Critics of privatization can be found even inside the government: Both Deputy Prime Minister Oleg Soskovets and Prosecutor General Yury Skuratov have recently spoken out against the program's "criminal" aspects.

"There is a general recognition that privatization is not going well," said Sergei Markov, a political analyst at the Moscow center of the Carnegie Endowment for Peace. "People are dissatisfied, and anybody running for president is going to have to take this opinion into account ... The opposition will pay the most attention to this question. This will not have immediate consequences, but they will build the legal background for overturning some of the privatizations."

June 1996 and beyond

At the moment, predictions tend to cover only the first half of this year: Analysts, like foreign investors, are waiting to see how the balance of political forces shapes up in the run-up to the presidential elections.

Some, however, have ventured forth with long-range forecasts. While Communist Party leader Gennady Zyuganov has promised that there will be no return to the past if the Communists regain power, and has even courted the American Chamber of Commerce in Russia, Gaidar has more than once warned of economic catastrophe if the Communists were to reoccupy the Kremlin.
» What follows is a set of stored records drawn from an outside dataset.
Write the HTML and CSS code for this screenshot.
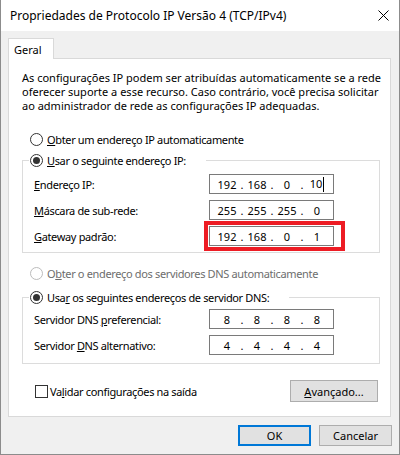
FILE: index.html
```html
<!DOCTYPE html>
<html lang="pt-BR">
<head>
<meta charset="utf-8">
<title>Propriedades de Protocolo IP Versão 4 (TCP/IPv4)</title>
<link rel="stylesheet" href="styles.css">
</head>
<body>
<div class="window">
  <div class="titlebar">
    <span class="title">Propriedades de Protocolo IP Versão 4 (TCP/IPv4)</span>
    <svg class="close" width="11" height="11" viewBox="0 0 11 11"><path d="M0.5 0.5 L10.5 10.5 M10.5 0.5 L0.5 10.5" stroke="#000" stroke-width="1" fill="none"/></svg>
  </div>
  <div class="client">
    <div class="tabs"><div class="tab">Geral</div></div>
    <div class="panel">
      <p class="desc">As configurações IP podem ser atribuídas automaticamente se a rede<br>oferecer suporte a esse recurso. Caso contrário, você precisa solicitar<br>ao administrador de rede as configurações IP adequadas.</p>

      <div class="radio-row auto-ip"><span class="radio"></span><span class="txt"><u>O</u>bter um endereço IP automaticamente</span></div>

      <div class="group group-ip">
        <div class="legend"><span class="radio checked"></span><span class="txt"><u>U</u>sar o seguinte endereço IP:</span></div>
        <div class="fields fields-ip">
          <span class="label txt"><u>E</u>ndereço IP:</span>
          <div class="ip"><span class="oct">192</span><span class="dot">.</span><span class="oct">168</span><span class="dot">.</span><span class="oct">0</span><span class="dot">.</span><span class="oct">10<span class="caret"></span></span></div>
          <span class="label txt"><u>M</u>áscara de sub-rede:</span>
          <div class="ip"><span class="oct">255</span><span class="dot">.</span><span class="oct">255</span><span class="dot">.</span><span class="oct">255</span><span class="dot">.</span><span class="oct">0</span></div>
          <span class="label txt"><u>G</u>ateway padrão:</span>
          <div class="ip highlight"><span class="oct">192</span><span class="dot">.</span><span class="oct">168</span><span class="dot">.</span><span class="oct">0</span><span class="dot">.</span><span class="oct">1</span></div>
        </div>
      </div>

      <div class="radio-row auto-dns disabled"><span class="radio"></span><span class="txt">O<u>b</u>ter o endereço dos servidores DNS automaticamente</span></div>

      <div class="group group-dns">
        <div class="legend"><span class="radio checked"></span><span class="txt">Usa<u>r</u> os seguintes endereços de servidor DNS:</span></div>
        <div class="fields fields-dns">
          <span class="label txt">Servidor DNS <u>p</u>referencial:</span>
          <div class="ip"><span class="oct">8</span><span class="dot">.</span><span class="oct">8</span><span class="dot">.</span><span class="oct">8</span><span class="dot">.</span><span class="oct">8</span></div>
          <span class="label txt">Servidor <u>D</u>NS alternativo:</span>
          <div class="ip"><span class="oct">4</span><span class="dot">.</span><span class="oct">4</span><span class="dot">.</span><span class="oct">4</span><span class="dot">.</span><span class="oct">4</span></div>
        </div>
      </div>

      <div class="bottom-row">
        <span class="checkbox"></span>
        <span class="check-label txt">Va<u>l</u>idar configurações na saída</span>
        <button class="btn btn-adv" type="button"><span><u>A</u>vançado...</span></button>
      </div>
    </div>
    <div class="buttons">
      <button class="btn btn-dlg btn-default" type="button">OK</button>
      <button class="btn btn-dlg" type="button">Cancelar</button>
    </div>
  </div>
</div>
</body>
</html>
```

FILE: styles.css
```css
html, body {
  margin: 0;
  padding: 0;
  background: #fff;
}

body {
  font-family: "Noto Sans", "Open Sans", sans-serif;
  font-size: 11px;
  color: #000;
}

u {
  text-decoration: underline;
  text-underline-offset: 1px;
}

.txt {
  letter-spacing: -0.35px;
}

.window {
  width: 400px;
  height: 455px;
  box-sizing: border-box;
  border: 1px solid #8c8c8c;
  border-top: none;
  background: #f0f0f0;
  display: flex;
  flex-direction: column;
}

.titlebar {
  height: 31px;
  flex: none;
  background: #fff;
  display: flex;
  align-items: center;
  padding: 0 10px 0 9px;
}

.title {
  flex: 1;
  font-size: 12px;
  white-space: nowrap;
}

.close {
  display: block;
  flex: none;
}

.client {
  flex: 1;
  padding: 7px 8px 0 7px;
  display: flex;
  flex-direction: column;
}

.tabs {
  display: flex;
}

.tab {
  position: relative;
  box-sizing: border-box;
  width: 46px;
  height: 21px;
  margin-bottom: -1px;
  padding-left: 5px;
  background: #fff;
  border: 1px solid #d9d9d9;
  border-bottom: none;
  display: flex;
  align-items: center;
}

.panel {
  background: #fff;
  border: 1px solid #d9d9d9;
  padding: 12px 10px 14px 13px;
}

.desc {
  margin: 0;
  line-height: 14px;
  white-space: nowrap;
}

.radio-row {
  display: flex;
  align-items: center;
  gap: 4px;
  height: 16px;
  padding-left: 8px;
  white-space: nowrap;
}

.auto-ip {
  margin-top: 18px;
}

.auto-dns {
  margin-top: 12px;
}

.disabled {
  color: #6d6d6d;
}

.radio {
  flex: none;
  box-sizing: border-box;
  width: 13px;
  height: 13px;
  border: 1px solid #333;
  border-radius: 50%;
  background: #fff;
  display: flex;
  align-items: center;
  justify-content: center;
}

.radio.checked::before {
  content: "";
  width: 7px;
  height: 7px;
  border-radius: 50%;
  background: #333;
}

.disabled .radio {
  border-color: #bcbcbc;
}

.group {
  border: 1px solid #dcdcdc;
}

.group-ip {
  margin-top: 13px;
  padding-bottom: 6px;
}

.group-dns {
  margin-top: 16px;
  padding-bottom: 8px;
}

.legend {
  width: fit-content;
  height: 16px;
  margin: -9px 0 0 6px;
  padding: 0 20px 0 1px;
  background: #fff;
  display: flex;
  align-items: center;
  gap: 4px;
  white-space: nowrap;
}

.fields {
  display: grid;
  grid-template-columns: 175px 125px;
  grid-auto-rows: 20px;
  row-gap: 6px;
  align-items: center;
  padding-left: 11px;
}

.fields-ip {
  margin-top: 6px;
}

.fields-dns {
  margin-top: 4px;
}

.label {
  white-space: nowrap;
}

.ip {
  box-sizing: border-box;
  height: 20px;
  border: 1px solid #7a7a7a;
  background: #fff;
  display: flex;
  align-items: center;
  padding-left: 5px;
}

.oct {
  width: 24px;
  text-align: center;
  white-space: nowrap;
}

.dot {
  width: 6px;
  text-align: center;
}

.caret {
  display: inline-block;
  width: 1px;
  height: 15px;
  background: #000;
  vertical-align: middle;
  margin-left: 1px;
}

.highlight {
  position: relative;
}

.highlight::after {
  content: "";
  position: absolute;
  left: -6px;
  top: -6px;
  right: -12px;
  bottom: -6px;
  border: 4px solid #ed1c24;
}

.bottom-row {
  margin-top: 16px;
  height: 22px;
  display: flex;
  align-items: center;
}

.checkbox {
  flex: none;
  box-sizing: border-box;
  width: 13px;
  height: 13px;
  margin-left: 13px;
  border: 1px solid #333;
  background: #fff;
}

.check-label {
  margin-left: 2px;
  white-space: nowrap;
}

.btn {
  appearance: none;
  box-sizing: border-box;
  margin: 0;
  padding: 0;
  font: inherit;
  color: #000;
  background: #e1e1e1;
  border: 1px solid #adadad;
  display: flex;
  align-items: center;
  justify-content: center;
  white-space: nowrap;
}

.btn-adv {
  width: 88px;
  height: 22px;
  margin-left: auto;
  margin-right: 2px;
}

.buttons {
  margin-top: 8px;
  margin-right: -1px;
  display: flex;
  justify-content: flex-end;
  gap: 8px;
}

.btn-dlg {
  width: 73px;
  height: 21px;
}

.btn-default {
  border: 2px solid #0078d7;
}
```
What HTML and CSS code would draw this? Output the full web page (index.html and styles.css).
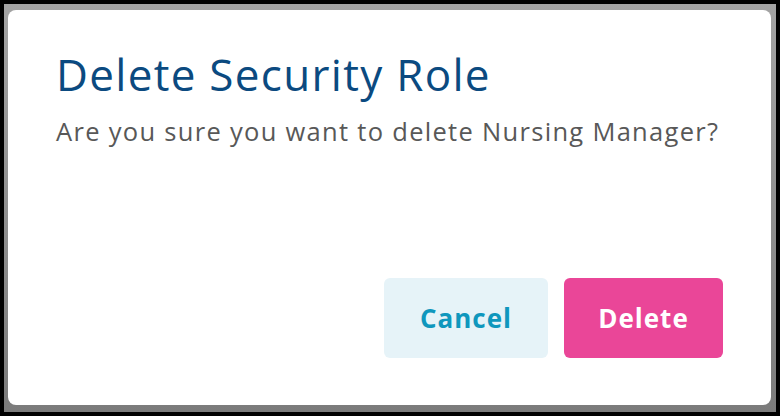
FILE: index.html
```html
<!DOCTYPE html>
<html>
<head>
<meta charset="utf-8">
<link rel="stylesheet" href="styles.css">
</head>
<body>
<div class="backdrop">
  <div class="dialog">
    <h1 class="title">Delete Security Role</h1>
    <p class="message">Are you sure you want to delete Nursing Manager?</p>
    <div class="actions">
      <button class="btn btn-cancel">Cancel</button>
      <button class="btn btn-delete">Delete</button>
    </div>
  </div>
</div>
</body>
</html>
```
FILE: styles.css
```css
html, body {
  margin: 0;
  padding: 0;
  background: #000;
}
body {
  width: 780px;
  height: 416px;
  box-sizing: border-box;
  padding: 4px 4px 4px 4px;
  font-family: "Open Sans", Lato, sans-serif;
}
.backdrop {
  width: 772px;
  height: 408px;
  box-sizing: border-box;
  padding: 6px 5px 7px 4px;
  background: linear-gradient(180deg, #a3a3a3 0%, #8c8c8c 60%, #7b7b7b 100%);
}
.dialog {
  height: 395px;
  box-sizing: border-box;
  background: #fff;
  border-radius: 8px;
  padding: 34px 48px 47px 48px;
  display: flex;
  flex-direction: column;
}
.title {
  margin: 0;
  font-size: 44px;
  font-weight: 400;
  color: #0b4a80;
  line-height: 60px;
  letter-spacing: 1.3px;
}
.message {
  margin: 10px 0 0 0;
  font-size: 25.5px;
  line-height: 34px;
  color: #585858;
  letter-spacing: 1.3px;
}
.actions {
  margin-top: auto;
  display: flex;
  justify-content: flex-end;
  gap: 16px;
}
.btn {
  height: 80px;
  border: none;
  border-radius: 6px;
  font-family: "Open Sans", Lato, sans-serif;
  font-size: 26px;
  font-weight: 700;
  letter-spacing: 1px;
  padding: 0;
}
.btn-cancel {
  width: 164px;
  background: #e6f3f8;
  color: #0f97bd;
}
.btn-delete {
  width: 159px;
  background: #ea4698;
  color: #fff;
}
```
Gaidar predicted that, once in power, the Communists would rev up the ruble printing presses to pay off their constituents -- pensioners, the army, the military-industrial complex, the collective farms -- and inflation would skyrocket. In response to the inevitable massive flight from the ruble into hard currency, the new government would institute a fixed exchange rate and other controls, leading ultimately to the empty shelves and queues of yesteryear.

Others doubt that any government would make radical changes in economic policy. "People and enterprises will quickly get tired of living with a depreciating ruble," said the analyst Oding. "The scope for decisions that can be taken in macroeconomic policy is quite narrow. It is too wasteful for a government to conduct communist experiments."

Still others, however, say that the trajectory of Russian economic policy is toward monopolism and an expanded state role, and that this trend will continue regardless of who occupies the Kremlin.

"The country has already chosen its model of development -- it is close to the pre-reform Latin American economies," wrote Andrei Illarionov in Commersant Daily. "It will be a highly monopolized economy with large and, as a rule, incompetent state interference. Gigantic financial-industrial groups will be formed, which will tear up the remaining national wealth ... The strength of these groups will be defined not by their competitiveness, but by their proximity to the state." By the year 2000, Illarionov predicted, Russia's economy will resemble that of Argentina during the rule of Juan Peron.

Others, while less categorical than Illarionov, agree that there is a trend toward a kind of state capitalism. "Things are moving in this direction," said Carnegie's Markov. "But it's not consolidated yet."